- Aim -
Only a number is wanted. Count the lines holding the string "components".

- Provided material -
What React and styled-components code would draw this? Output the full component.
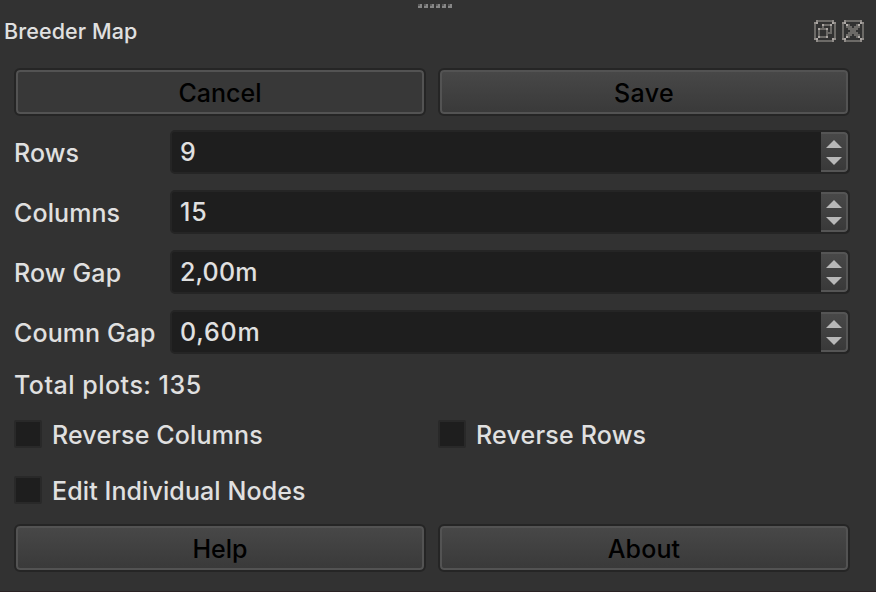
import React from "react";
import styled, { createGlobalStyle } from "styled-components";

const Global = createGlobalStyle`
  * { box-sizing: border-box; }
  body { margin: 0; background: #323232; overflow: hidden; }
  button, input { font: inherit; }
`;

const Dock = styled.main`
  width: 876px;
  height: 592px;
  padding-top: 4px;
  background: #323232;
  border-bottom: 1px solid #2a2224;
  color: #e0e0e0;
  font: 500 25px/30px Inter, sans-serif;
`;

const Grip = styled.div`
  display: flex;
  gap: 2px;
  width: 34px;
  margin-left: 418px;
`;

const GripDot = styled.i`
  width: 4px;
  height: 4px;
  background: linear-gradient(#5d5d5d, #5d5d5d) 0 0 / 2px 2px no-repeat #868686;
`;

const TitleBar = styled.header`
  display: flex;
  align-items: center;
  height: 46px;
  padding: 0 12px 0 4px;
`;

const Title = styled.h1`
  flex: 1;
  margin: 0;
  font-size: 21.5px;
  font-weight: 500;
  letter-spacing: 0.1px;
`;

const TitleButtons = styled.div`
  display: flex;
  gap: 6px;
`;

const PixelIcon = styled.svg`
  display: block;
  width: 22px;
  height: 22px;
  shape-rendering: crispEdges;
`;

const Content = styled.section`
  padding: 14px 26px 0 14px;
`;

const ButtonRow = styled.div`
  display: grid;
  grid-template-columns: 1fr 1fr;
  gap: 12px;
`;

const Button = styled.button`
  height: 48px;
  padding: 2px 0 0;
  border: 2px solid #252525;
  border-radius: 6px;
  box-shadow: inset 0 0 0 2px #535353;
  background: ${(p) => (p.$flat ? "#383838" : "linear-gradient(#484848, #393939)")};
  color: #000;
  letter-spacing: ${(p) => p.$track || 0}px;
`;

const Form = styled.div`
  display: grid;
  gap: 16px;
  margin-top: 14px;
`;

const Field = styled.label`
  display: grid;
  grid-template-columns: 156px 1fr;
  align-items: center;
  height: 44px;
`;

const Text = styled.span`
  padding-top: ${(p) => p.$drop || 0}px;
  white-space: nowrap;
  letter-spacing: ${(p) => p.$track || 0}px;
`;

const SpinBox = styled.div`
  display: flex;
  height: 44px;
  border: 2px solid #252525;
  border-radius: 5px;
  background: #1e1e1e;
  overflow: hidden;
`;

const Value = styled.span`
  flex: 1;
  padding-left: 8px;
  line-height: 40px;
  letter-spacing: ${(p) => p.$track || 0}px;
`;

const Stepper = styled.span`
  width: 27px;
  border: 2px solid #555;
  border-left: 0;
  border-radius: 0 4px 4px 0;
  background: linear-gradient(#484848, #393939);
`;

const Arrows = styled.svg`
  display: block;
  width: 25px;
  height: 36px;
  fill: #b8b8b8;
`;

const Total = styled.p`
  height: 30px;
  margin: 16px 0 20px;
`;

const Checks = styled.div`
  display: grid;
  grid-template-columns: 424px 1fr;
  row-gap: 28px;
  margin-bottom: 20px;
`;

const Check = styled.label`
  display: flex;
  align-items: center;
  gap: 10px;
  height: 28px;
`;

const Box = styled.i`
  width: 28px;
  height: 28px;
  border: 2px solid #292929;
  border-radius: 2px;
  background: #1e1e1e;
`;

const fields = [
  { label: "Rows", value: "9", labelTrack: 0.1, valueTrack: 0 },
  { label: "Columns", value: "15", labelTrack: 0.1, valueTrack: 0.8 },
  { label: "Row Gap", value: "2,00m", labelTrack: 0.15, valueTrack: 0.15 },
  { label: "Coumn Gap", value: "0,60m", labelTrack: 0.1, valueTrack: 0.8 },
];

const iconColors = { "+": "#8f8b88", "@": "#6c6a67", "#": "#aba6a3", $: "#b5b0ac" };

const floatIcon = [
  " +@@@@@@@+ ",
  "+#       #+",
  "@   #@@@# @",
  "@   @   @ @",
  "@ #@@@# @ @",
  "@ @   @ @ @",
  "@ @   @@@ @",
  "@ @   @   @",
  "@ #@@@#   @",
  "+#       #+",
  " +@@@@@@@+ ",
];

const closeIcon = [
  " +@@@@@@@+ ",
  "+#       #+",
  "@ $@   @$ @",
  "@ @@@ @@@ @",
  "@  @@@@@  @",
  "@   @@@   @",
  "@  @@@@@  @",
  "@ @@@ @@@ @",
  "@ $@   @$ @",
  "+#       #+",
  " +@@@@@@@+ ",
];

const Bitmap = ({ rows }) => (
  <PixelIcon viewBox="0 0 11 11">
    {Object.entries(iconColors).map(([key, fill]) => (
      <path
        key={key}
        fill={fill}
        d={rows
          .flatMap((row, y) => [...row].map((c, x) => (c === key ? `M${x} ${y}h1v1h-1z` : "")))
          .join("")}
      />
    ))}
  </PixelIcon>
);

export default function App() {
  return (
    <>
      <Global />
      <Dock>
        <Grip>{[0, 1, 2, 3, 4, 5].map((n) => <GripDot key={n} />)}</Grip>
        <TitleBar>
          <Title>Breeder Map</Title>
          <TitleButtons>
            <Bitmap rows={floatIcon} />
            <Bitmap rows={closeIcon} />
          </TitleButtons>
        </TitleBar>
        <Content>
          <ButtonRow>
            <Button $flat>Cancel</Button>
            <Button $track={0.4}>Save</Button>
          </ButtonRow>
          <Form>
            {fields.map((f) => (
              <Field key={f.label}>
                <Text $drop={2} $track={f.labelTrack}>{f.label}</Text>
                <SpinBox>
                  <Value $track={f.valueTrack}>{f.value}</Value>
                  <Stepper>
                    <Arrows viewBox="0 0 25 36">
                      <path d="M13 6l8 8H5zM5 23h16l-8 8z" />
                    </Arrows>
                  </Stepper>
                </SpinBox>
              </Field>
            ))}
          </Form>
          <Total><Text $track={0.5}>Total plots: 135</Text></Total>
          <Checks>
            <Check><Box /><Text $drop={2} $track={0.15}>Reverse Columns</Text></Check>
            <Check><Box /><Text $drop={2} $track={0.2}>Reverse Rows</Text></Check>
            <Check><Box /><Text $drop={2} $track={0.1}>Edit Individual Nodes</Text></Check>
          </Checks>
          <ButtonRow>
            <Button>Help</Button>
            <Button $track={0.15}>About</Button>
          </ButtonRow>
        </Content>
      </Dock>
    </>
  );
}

- Finished answer -
2